Sunday, October 28, 2012

PPTP VPN Routing Internet Traffic. (CentOS)

I recently setup up a personal VPN on CentOS 6.3 to cover myself from sniffers while connected to public hotspots. I read a few tutorials to see if much has changed on PPTP installations in the last few years as the last time I set one up was 2009. Not much had changed, but I noticed in the comments of most tutorials that lots of people out there where having trouble routing internet traffic through the VPN after the install. I will cover a couple things that could be causing this problem.

First I noticed that there are some tutorials out there that skip the IPTables rule to allow PPTP traffic to your server, in order to successfully connect you will need to unblock port 1723, and you can do so by adding the following rule to /etc/sysconfig/iptables

-A INPUT -p tcp -m tcp --dport 1723 -J ACCEPT

Or from a command prompt enter:

# iptables -A INPUT -p tcp -m tcp --dport 1723 -J ACCEPT

Next you will also need to allow GRE protocol on your primary interface, add this rule to the INPUT chain in /etc/sysconfig/iptables:

-A INPUT -p gre -i eth0 -j ACCEPT

Or from the command prompt:

# iptables -A INPUT -p gre -i eth0 -j ACCEPT

These rules will allow your remote client to connect to PPTPD.

Second, sometimes fresh installs of an operating system such as CentOS have the iptables forward policy set to drop forwarding connections. This is needed to pass traffic from eth0 to your ppp connections. In order to allow this from the command line type:

# iptables -P FORWARD ACCEPT

This changes iptables forward policy to allow forwarding between interfaces.

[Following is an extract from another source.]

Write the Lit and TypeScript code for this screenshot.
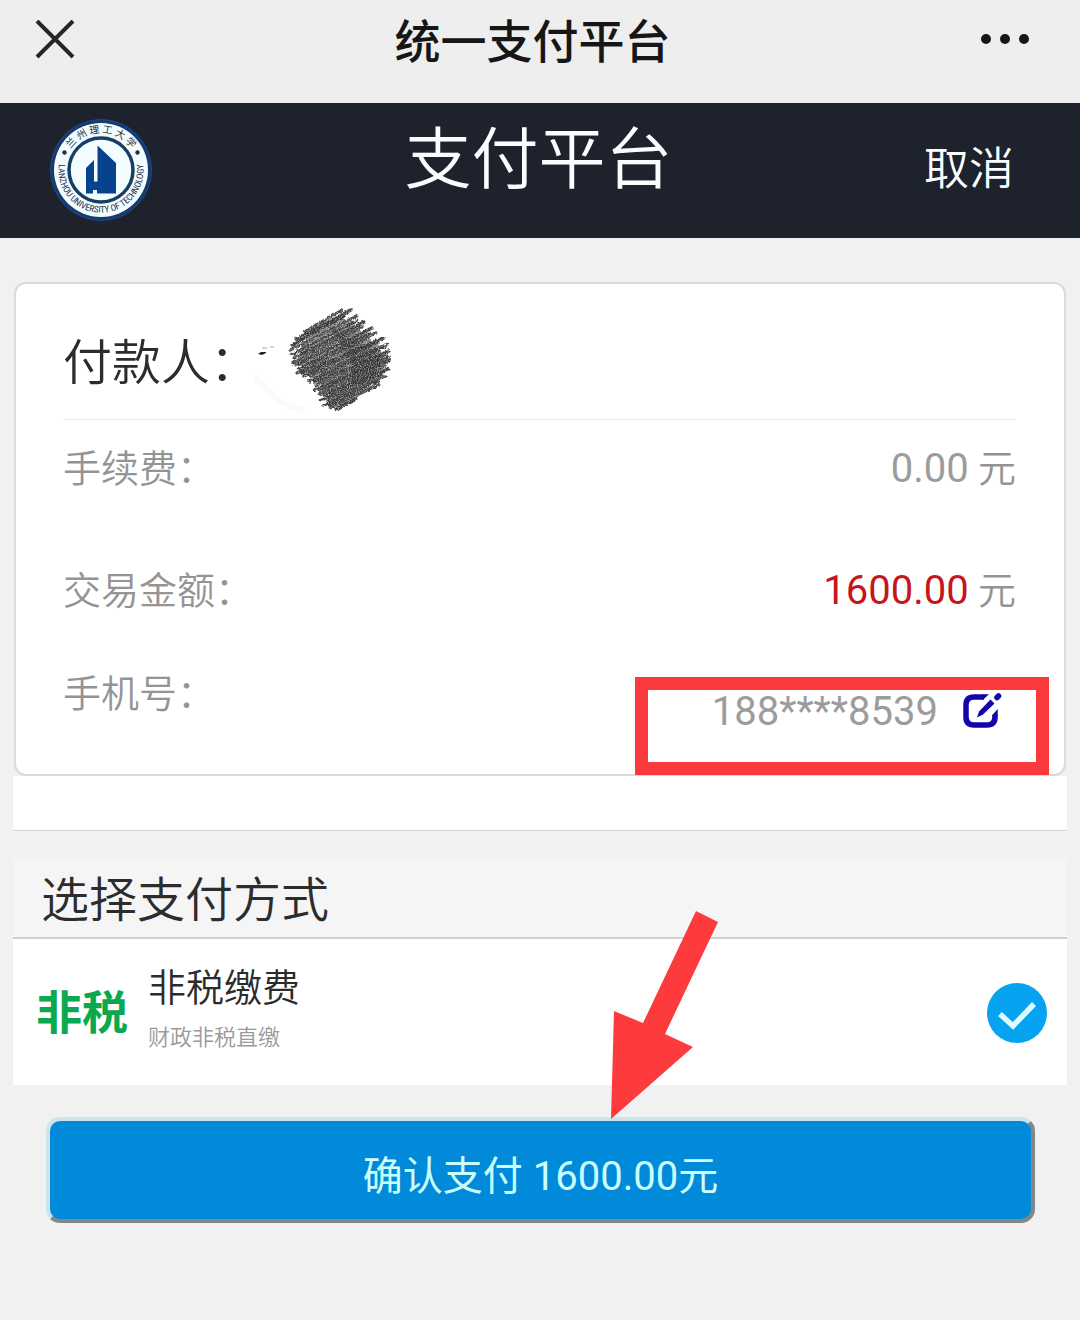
import { LitElement, html, css, svg } from "lit";
import { customElement, property } from "lit/decorators.js";

@customElement("university-seal")
class UniversitySeal extends LitElement {
  static styles = css`
    :host { display: block; width: 104px; height: 104px; }
    .seal { display: block; width: 100%; height: 100%; }
    .latin { font: 9px "Liberation Sans Narrow", "Roboto Condensed", sans-serif; fill: #23304a; }
    .han { font: 10px "Noto Sans CJK SC", sans-serif; fill: #23303c; }
  `;

  render() {
    return html`
      <svg class="seal" viewBox="0 0 104 104" role="img" aria-label="兰州理工大学">
        <defs>
          <path id="lower" d="M11 41 A42.500 42.500 0 1 0 93 41" />
          <path id="upper" d="M18.600 36 A37 37 0 0 1 85.400 36" />
        </defs>
        <circle cx="52" cy="52" r="50.500" fill="#163a70" stroke="#1d4a80" stroke-width="1" />
        <circle cx="52" cy="52" r="47" fill="#f3fcff" />
        <circle cx="52" cy="52" r="32" fill="#f3fcff" stroke="#173f63" stroke-width="3.500" />
        <circle cx="15.500" cy="34.500" r="2.200" fill="#26343e" />
        <circle cx="88.500" cy="34.500" r="2.200" fill="#26343e" />
        <text class="han"><textPath href="#upper" startOffset="50%" text-anchor="middle">兰 州 理 工 大 学</textPath></text>
        <text class="latin"><textPath href="#lower" startOffset="50%" text-anchor="middle">LANZHOU UNIVERSITY OF TECHNOLOGY</textPath></text>
        <path fill="#07428f" d="M48.500 27.500 L67 45 V75.500 H48 V72 H44 V75.500 H37 V50 L45 42 V63.500 H48.500 Z" />
      </svg>
    `;
  }
}

@customElement("scribble-mark")
class ScribbleMark extends LitElement {
  static styles = css`
    :host { display: block; width: 144px; height: 112px; }
    .mark { display: block; width: 100%; height: 100%; }
  `;

  /* Start and end point of each pen stroke, from the top down. */
  private strokes = [
    [50, 30, 88, 8], [42, 37, 97, 8], [38, 43, 90, 14], [36, 48, 103, 14],
    [37, 53, 104, 18], [40, 56, 110, 20], [39, 61, 108, 25], [42, 63, 118, 26],
    [44, 67, 116, 31], [43, 71, 122, 31], [48, 71, 129, 36], [50, 74, 124, 40],
    [56, 74, 134, 42], [55, 79, 130, 45], [60, 80, 135, 49], [62, 83, 132, 53],
    [60, 88, 135, 55], [66, 88, 136, 58], [65, 92, 131, 64], [70, 93, 134, 67],
    [67, 98, 128, 72], [73, 98, 131, 74], [70, 103, 124, 79], [76, 103, 125, 83],
    [76, 106, 112, 89], [82, 107, 102, 97],
  ];

  render() {
    return html`
      <svg class="mark" viewBox="0 0 144 112" aria-hidden="true">
        <defs>
          <filter id="rough" x="-10%" y="-10%" width="120%" height="120%" color-interpolation-filters="sRGB">
            <feTurbulence type="fractalNoise" baseFrequency="0.3" numOctaves="2" seed="4" result="n" />
            <feDisplacementMap in="SourceGraphic" in2="n" scale="4" xChannelSelector="R" yChannelSelector="G" result="d" />
            <feTurbulence type="fractalNoise" baseFrequency="0.9" numOctaves="1" seed="9" />
            <feColorMatrix values="0 0 0 0 0  0 0 0 0 0  0 0 0 0 0  0 0 0 -2 1.950" result="g" />
            <feComposite in="d" in2="g" operator="in" />
          </filter>
        </defs>
        <path d="M0 72 Q22 104 50 108" fill="none" stroke="#fafafa" stroke-width="6" />
        <path d="M4 52 l3 -2 h5 v1 l-4 2 z" fill="#222" />
        <path d="M8 46 h5 M16 45 h4" stroke="#aaa" stroke-width="1" />
        <g filter="url(#rough)" stroke-linecap="round">
          <polygon points="46,46 62,28 86,14 98,20 112,34 126,44 130,62 120,78 92,96 78,98 68,84 46,62" fill="#555" opacity="0.700" />
          ${this.strokes.map(([x1, y1, x2, y2], i) => svg`<line x1=${x1} y1=${y1} x2=${x2} y2=${y2}
            stroke=${i % 3 ? "#3c3c3c" : "#4c4c4c"} stroke-width=${i % 4 ? 3.2 : 2.6} />`)}
          <path d="M74 24 L112 44 L128 54 L122 72 L96 84 L98 60 Z" fill="#333" opacity="0.600" />
        </g>
      </svg>
    `;
  }
}

@customElement("amount-row")
class AmountRow extends LitElement {
  @property() label = "";
  @property() amount = "";
  @property({ type: Boolean }) strong = false;

  static styles = css`
    :host { display: flex; justify-content: space-between; align-items: center; }
    .label, .value { color: #949494; }
    .number { font-size: 40px; font-weight: 400; color: #9c9c9c; }
    .strong { color: #c4161c; }
  `;

  render() {
    return html`
      <span class="label">${this.label}：</span>
      <span class="value"><span class="number ${this.strong ? "strong" : ""}">${this.amount}</span> 元</span>
    `;
  }
}

@customElement("app-root")
class AppRoot extends LitElement {
  static styles = css`
    :host {
      display: block;
      min-height: 100vh;
      background: #f1f1f1;
      color: #2c2c2c;
      font-family: Roboto, "Noto Sans CJK SC", sans-serif;
      font-size: 38px;
      font-weight: 350;
      line-height: 56px;
    }
    * { box-sizing: border-box; }
    h1, h2, p { margin: 0; font-weight: inherit; }
    button { font: inherit; background: none; border: 0; padding: 0; cursor: pointer; }
    svg { display: block; }

    .browser-bar {
      display: grid;
      grid-template-columns: 1fr auto 1fr;
      align-items: center;
      height: 103px;
      padding: 0 50px 24px 35px;
      background: #eee;
    }
    .browser-title { padding-top: 4px; font-size: 46px; font-weight: 500; color: #161616; }
    .more { justify-self: end; }

    .site-header {
      display: grid;
      grid-template-columns: 1fr auto 1fr;
      height: 135px;
      padding: 15px 66px 0 49px;
      background: #1e222d;
      color: #f8feff;
    }
    .site-title { padding: 4px 0 0 14px; font-size: 67px; line-height: 76px; }
    .cancel { justify-self: end; align-self: start; margin-top: 24px; font-size: 45px; color: inherit; }

    .details {
      position: relative;
      margin: 44px 14px 0;
      padding: 24px 48px 0 47px;
      border: 2px solid #dadada;
      border-radius: 12px;
      background: #fff;
    }
    .payer {
      display: flex;
      height: 112px;
      border-bottom: 1px solid #eaeaea;
    }
    .payer-label { margin-top: 28px; font-size: 49px; }
    .payer-name { margin: -6px 0 0 -5px; }
    .rows { display: grid; grid-template-rows: 98px 146px 110px; align-items: center; }
    .phone { display: flex; justify-content: space-between; align-self: start; margin-top: 2px; }
    .phone-label { color: #949494; }
    .phone-value {
      display: flex;
      align-items: center;
      gap: 24px;
      margin: 18px 14px 0 0;
      color: #9c9c9c;
      font-size: 40px;
      font-weight: 400;
    }
    .edit { padding-bottom: 3px; }
    .frame {
      position: absolute;
      right: 15px;
      bottom: -1px;
      width: 414px;
      height: 98px;
      border: 13px solid #fb3a3e;
      pointer-events: none;
    }
    .strip { height: 55px; margin: 0 13px; background: #fff; border-bottom: 1px solid #d6d6d6; }

    .methods { position: relative; margin: 28px 13px 0; }
    .methods-title {
      padding: 12px 28px 6px;
      border-bottom: 2px solid #d2d2d2;
      background: #f5f5f5;
      font-size: 48px;
      line-height: 60px;
    }
    .method {
      display: flex;
      align-items: center;
      gap: 20px;
      height: 146px;
      padding: 2px 20px 0 23px;
      background: #fff;
    }
    .badge { color: #0aa84f; font-size: 46px; font-weight: 700; }
    .method-text { flex: 1; display: grid; gap: 10px; padding-bottom: 8px; }
    .method-name { line-height: 48px; }
    .method-note { font-size: 22px; line-height: 32px; color: #9a9a9a; }
    .choice { display: grid; width: 60px; height: 60px; }
    .choice > * { grid-area: 1 / 1; }
    .radio { appearance: none; width: 60px; height: 60px; margin: 0; border-radius: 50%; background: #ddd; }
    .radio:checked { background: #07a2f0; }
    .arrow { position: absolute; left: 56.600%; top: 50px; pointer-events: none; }

    .pay {
      display: block;
      width: calc(100% - 91px);
      margin: 32px 45px 0 46px;
      padding: 28px 0 14px;
      border: 4px solid;
      border-color: #cce4ec #848688 #848688 #cce4ec;
      border-radius: 14px;
      background: #028ada;
      color: #c9ffff;
      font-size: 40px;
      font-weight: 400;
    }
  `;

  render() {
    return html`
      <header class="browser-bar">
        <button class="close" aria-label="关闭">
          <svg width="40" height="40" viewBox="0 0 40 40">
            <path d="M2 1 L38 37 M38 1 L2 37" stroke="#262626" stroke-width="4" />
          </svg>
        </button>
        <span class="browser-title">统一支付平台</span>
        <button class="more" aria-label="更多">
          <svg width="50" height="12" viewBox="0 0 50 12" fill="#161616">
            <circle cx="6" cy="5" r="5" /><circle cx="25" cy="5" r="5" /><circle cx="44" cy="5" r="5" />
          </svg>
        </button>
      </header>

      <div class="site-header">
        <university-seal></university-seal>
        <h1 class="site-title">支付平台</h1>
        <button class="cancel">取消</button>
      </div>

      <main>
        <section class="details">
          <div class="payer">
            <span class="payer-label">付款人：</span>
            <scribble-mark class="payer-name"></scribble-mark>
          </div>
          <div class="rows">
            <amount-row label="手续费" amount="0.00"></amount-row>
            <amount-row label="交易金额" amount="1600.00" strong></amount-row>
            <div class="phone">
              <span class="phone-label">手机号：</span>
              <span class="phone-value">
                <span>188****8539</span>
                <button class="edit" aria-label="修改手机号">
                  <svg width="40" height="38" viewBox="0 0 40 38" fill="none" stroke="#1206a8">
                    <path d="M22 5 H12 Q4 5 4 13 V25 Q4 33 12 33 H25 Q33 33 33 25 V23" stroke-width="5.500" />
                    <path d="M30.250 23 L35.750 17 V24 H30.250 Z" fill="#1206a8" stroke="none" />
                    <path d="M21 2.250 H27 L21 7.750 H20 Z" fill="#1206a8" stroke="none" />
                    <path d="M28.500 7.500 L32.500 11.500 L21 22.500 L15 25.500 L17 19.500 Z" fill="#1206a8" stroke="none" />
                    <path d="M35 5.500 L36.500 4" stroke-width="5.500" stroke-linecap="round" />
                  </svg>
                </button>
              </span>
            </div>
          </div>
          <div class="frame"></div>
        </section>
        <div class="strip"></div>

        <section class="methods">
          <h2 class="methods-title">选择支付方式</h2>
          <label class="method">
            <span class="badge">非税</span>
            <span class="method-text">
              <span class="method-name">非税缴费</span>
              <span class="method-note">财政非税直缴</span>
            </span>
            <span class="choice">
              <input class="radio" type="radio" name="method" checked />
              <svg width="60" height="60" viewBox="0 0 60 60" fill="none">
                <path d="M13 31 L26 43 L47 21" stroke="#dcfbff" stroke-width="5.500" />
              </svg>
            </span>
          </label>
          <svg class="arrow" width="110" height="212" viewBox="0 0 110 212">
            <path d="M1 210 L4 102 L33 114 L86 2 L108 13 L55 125 L83 138 Z" fill="#fd3b3d" />
          </svg>
        </section>

        <button class="pay">确认支付 1600.00元</button>
      </main>
    `;
  }
}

Lastly are 2 important IPTables forwarding rules that allow traffic to be passed back and forth between eth0 and all ppp connections. I will use a wildcard of + for the ppp connections, this is important if you have multiple users of the VPN as it will tell iptables that all ppp connections should pass through eth0 and vice versa. You can add these 2 rules to the bottom of your INPUT chain in the file /etc/sysconfig/iptables :


-A FORWARD -i ppp+ -o eth0 -j ACCEPT
-A FORWARD -i eth0 -o ppp+ -j ACCEPT

Or from a command line:

# iptables -A FORWARD -i ppp+ -o eth0 -j ACCEPT
# iptables -A FORWARD -i eth0 -o ppp+ -j ACCEPT

This should have you successfully connecting and routing internet traffic from the VPN server to your remote clients!